■ DIRECTIONS FOR THIS TASK ■
Extract the lines that carry the string "components" from the listing.

%%

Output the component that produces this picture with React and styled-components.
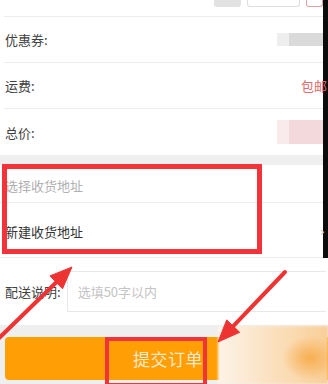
import styled, { createGlobalStyle } from "styled-components";

const GlobalStyle = createGlobalStyle`
  html, body { margin: 0; padding: 0; background: #fff; }
  body { font-family: "Noto Sans CJK SC", "Noto Sans", sans-serif; }
  * { box-sizing: border-box; }
`;

const Page = styled.div`
  position: relative;
  width: 328px;
  height: 384px;
  overflow: hidden;
  background: #fff;
  color: #3a3a3a;
`;

const Upper = styled.div`
  border-right: 5px solid #0c0c0c;
`;

const StepperRow = styled.div`
  height: 17px;
  margin-left: 4px;
  border-bottom: 1px solid #ececec;
  display: flex;
  align-items: flex-start;
  justify-content: flex-end;
  gap: 6px;
  padding-top: 0;
`;

const StepBtn = styled.div`
  width: ${(p) => p.w}px;
  height: 7px;
  margin-right: ${(p) => p.mr || 0}px;
  border-radius: 0 0 3px 3px;
  background: ${(p) => p.bg || "#fff"};
  border: 1px solid ${(p) => p.line || "transparent"};
  border-top: none;
`;

const InfoRow = styled.div`
  height: ${(p) => p.h}px;
  margin-left: 4px;
  padding-left: 1px;
  border-bottom: ${(p) => (p.last ? "none" : "1px solid #ececec")};
  display: flex;
  align-items: center;
  justify-content: space-between;
  font-size: 13px;
`;

const Label = styled.span`
  color: ${(p) => p.color || "#404040"};
`;

const Blur = styled.div`
  display: flex;
  height: ${(p) => p.h}px;
  filter: blur(0.6px);
`;

const BlurPart = styled.div`
  width: ${(p) => p.w}px;
  background: ${(p) => p.bg};
`;

const FreeShip = styled.span`
  color: #de6a6a;
  font-size: 13px;
  white-space: nowrap;
  margin-right: -4px;
`;

const Band = styled.div`
  height: ${(p) => p.h}px;
  background: #efefef;
`;

const AddressRow = styled.div`
  height: ${(p) => p.h}px;
  padding-left: 5px;
  padding-top: ${(p) => p.pt || 0}px;
  border-bottom: 1px solid #ececec;
  display: flex;
  align-items: center;
  justify-content: space-between;
  font-size: 13px;
  color: ${(p) => p.color};
`;

const Chevron = styled.span`
  color: #cfcfcf;
  font-size: 13px;
  margin-right: -2px;
  font-family: "DejaVu Sans", sans-serif;
`;

const NoteRow = styled.div`
  height: 67px;
  display: flex;
  align-items: center;
  padding-left: 5px;
  gap: 6px;
  font-size: 13px;
`;

const NoteInput = styled.div`
  flex: 1;
  height: 41px;
  margin-right: 2px;
  border: 1px solid #e8e8e8;
  border-right: none;
  display: flex;
  align-items: center;
  padding-left: 10px;
  color: #c4c4c4;
  font-size: 13px;
`;

const Footer = styled.div`
  height: 60px;
  background: #efefef;
  padding: 12px 0 0 5px;
`;

const SubmitButton = styled.div`
  height: 43px;
  width: 340px;
  background: #ff9e05;
  border-radius: 4px;
  display: flex;
  align-items: center;
  padding-left: 128px;
  color: #fde9c9;
  font-size: 17px;
  letter-spacing: 0.5px;
`;

const MarkBox = styled.div`
  position: absolute;
  left: ${(p) => p.x}px;
  top: ${(p) => p.y}px;
  width: ${(p) => p.w}px;
  height: ${(p) => p.h}px;
  border: ${(p) => p.b}px solid #f2333a;
  pointer-events: none;
`;

const Arrows = styled.svg`
  position: absolute;
  left: 0;
  top: 0;
  pointer-events: none;
`;

const Watermark = styled.div`
  position: absolute;
  left: 218px;
  top: 326px;
  width: 110px;
  height: 58px;
  background:
    radial-gradient(ellipse 28px 22px at 92px 32px, rgba(247, 170, 70, 0.9), rgba(247, 170, 70, 0) 100%),
    linear-gradient(90deg, #fdf3e8 0%, #fbe2c2 45%, #f9cf98 100%);
  filter: blur(1px);
`;

function Arrow({ x1, y1, x2, y2 }) {
  const dx = x2 - x1;
  const dy = y2 - y1;
  const len = Math.hypot(dx, dy);
  const ux = dx / len;
  const uy = dy / len;
  const hl = 22;
  const hw = 9;
  const bx = x2 - ux * hl;
  const by = y2 - uy * hl;
  const px = -uy;
  const py = ux;
  const pts = `${x2},${y2} ${bx + px * hw},${by + py * hw} ${bx - px * hw},${by - py * hw}`;
  return (
    <g fill="#ee3333" stroke="#ee3333">
      <line x1={x1} y1={y1} x2={bx + ux * 2} y2={by + uy * 2} strokeWidth="4" strokeLinecap="round" />
      <polygon points={pts} strokeWidth="1" strokeLinejoin="round" />
    </g>
  );
}

export default function App() {
  return (
    <>
      <GlobalStyle />
      <Page>
        <Upper>
          <StepperRow>
            <StepBtn w={27} bg="#e2e2e2" />
            <StepBtn w={53} line="#dedede" />
            <StepBtn w={17} line="#dba3a3" />
          </StepperRow>
          <InfoRow h={46}>
            <Label>优惠券:</Label>
            <Blur h={13}>
              <BlurPart w={12} bg="#eeeeee" />
              <BlurPart w={34} bg="#dadada" />
            </Blur>
          </InfoRow>
          <InfoRow h={46}>
            <Label>运费:</Label>
            <FreeShip>包邮</FreeShip>
          </InfoRow>
          <InfoRow h={46} last>
            <Label>总价:</Label>
            <Blur h={24}>
              <BlurPart w={12} bg="#f9eaec" />
              <BlurPart w={34} bg="#f3d9dc" />
            </Blur>
          </InfoRow>
          <Band h={10} />
          <AddressRow h={38} pt={3} color="#b0b0b0">
            选择收货地址
          </AddressRow>
          <AddressRow h={55} pt={3} color="#333">
            新建收货地址
            <Chevron>›</Chevron>
          </AddressRow>
        </Upper>
        <NoteRow>
          <Label>配送说明:</Label>
          <NoteInput>选填50字以内</NoteInput>
        </NoteRow>
        <Footer>
          <SubmitButton>提交订单</SubmitButton>
        </Footer>

        <MarkBox x={2} y={164} w={260} h={90} b={5} />
        <MarkBox x={105} y={337} w={102} h={50} b={4} />
        <Watermark />
        <Arrows width="328" height="384" viewBox="0 0 328 384">
          <Arrow x1={-4} y1={341} x2={72} y2={267} />
          <Arrow x1={285} y1={272} x2={218} y2={342} />
        </Arrows>
      </Page>
    </>
  );
}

%%

■ EXPECTED ANSWER ■
Output the component that produces this picture with React and styled-components.
import styled, { createGlobalStyle } from "styled-components";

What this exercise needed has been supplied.